Nella ricetta della storica pasticceria partenopea troviamo un gioco di equilibri sia nel rapporto tra arancia, millefiori e liquore sia nell’incontro tra ricotta di bufala, grano e zucchero. La pasta frolla è speciale, Moccia 1936 non usa lievito e i maestri pasticcieri garantiscono l'elasticità necessaria per maneggiare la pasta grazie all'uso sapiente dello strutto al posto del burro, un grasso più neutro che non prevarica sui sapori degli altri ingredienti.
Il ripieno poi, è la cultura di un territorio: la ricotta di bufala, più pastosa e cremosa rispetto a quella di pecora o mucca, mescolata al grano, sprigiona l'odore del neroli, della cannella e delle scorzette d'arancia che avvolgono la crema prima che venga confezionata con strisce di pasta frolla equidistanti. Il segreto è fissarle prima ai lati, per dare alla torta la forma che tutti conoscono.

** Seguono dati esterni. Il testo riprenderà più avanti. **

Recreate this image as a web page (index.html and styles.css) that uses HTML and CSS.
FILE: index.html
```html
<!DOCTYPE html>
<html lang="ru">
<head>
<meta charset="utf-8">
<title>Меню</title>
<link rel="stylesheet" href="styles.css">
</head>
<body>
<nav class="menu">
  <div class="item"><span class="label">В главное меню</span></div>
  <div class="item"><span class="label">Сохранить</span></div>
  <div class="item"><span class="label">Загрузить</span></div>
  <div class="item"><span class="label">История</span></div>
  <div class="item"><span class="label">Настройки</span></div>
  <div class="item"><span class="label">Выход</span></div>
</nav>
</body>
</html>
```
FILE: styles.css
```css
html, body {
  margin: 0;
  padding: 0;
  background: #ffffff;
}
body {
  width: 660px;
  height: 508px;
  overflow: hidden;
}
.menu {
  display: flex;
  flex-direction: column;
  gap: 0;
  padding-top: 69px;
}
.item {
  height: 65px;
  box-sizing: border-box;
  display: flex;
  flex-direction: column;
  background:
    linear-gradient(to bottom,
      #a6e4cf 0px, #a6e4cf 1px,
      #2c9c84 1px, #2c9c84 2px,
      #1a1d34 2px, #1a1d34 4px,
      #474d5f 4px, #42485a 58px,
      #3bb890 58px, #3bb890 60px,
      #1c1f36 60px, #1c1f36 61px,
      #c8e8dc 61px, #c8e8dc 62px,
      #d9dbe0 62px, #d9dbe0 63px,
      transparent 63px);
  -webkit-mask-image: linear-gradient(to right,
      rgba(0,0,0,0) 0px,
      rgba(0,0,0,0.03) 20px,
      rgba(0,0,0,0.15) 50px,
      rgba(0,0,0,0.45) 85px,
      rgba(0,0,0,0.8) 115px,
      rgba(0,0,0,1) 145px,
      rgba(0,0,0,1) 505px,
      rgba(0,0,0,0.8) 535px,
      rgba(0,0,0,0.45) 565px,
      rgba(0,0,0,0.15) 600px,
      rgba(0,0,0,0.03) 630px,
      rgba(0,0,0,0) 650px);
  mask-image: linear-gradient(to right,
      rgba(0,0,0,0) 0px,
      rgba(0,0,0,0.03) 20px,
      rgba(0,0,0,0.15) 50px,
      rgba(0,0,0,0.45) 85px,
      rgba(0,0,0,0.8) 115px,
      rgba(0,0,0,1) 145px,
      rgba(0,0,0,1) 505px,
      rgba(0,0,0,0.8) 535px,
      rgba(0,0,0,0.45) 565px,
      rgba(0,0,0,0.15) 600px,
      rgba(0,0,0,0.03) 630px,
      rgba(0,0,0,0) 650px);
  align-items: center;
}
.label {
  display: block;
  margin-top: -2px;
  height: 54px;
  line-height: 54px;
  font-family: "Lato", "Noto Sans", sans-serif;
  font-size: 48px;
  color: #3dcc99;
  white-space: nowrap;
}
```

Un dolce versatile che regala consistenze diverse in base al tipo di cottura, per accontentare i diversi palati: a 200 gradi per 30 minuti se la si vuole umida all'interno o a temperature inferiori per un'ora per una versione più asciutta. Il dolce risale ai tempi pagani, poi «cristianizzato» e identificato con la Pasqua, che cadeva all'inizio della raccolta del grano e quando i fiori iniziavano a sbocciare. Era in quel momento che i droghieri distillavano dai fiori il millefiori, un aroma che rende unico l’impasto. Quella della pastiera è una tradizione che Moccia 1936 tramanda da generazioni, come un rito che torna di anno in anno, con la medesima ricetta di sempre, amata da Papa Giovanni Paolo II, Nino Taranto, Massimo Ranieri, Pupetta Maggio, per augurare fortuna e prosperità.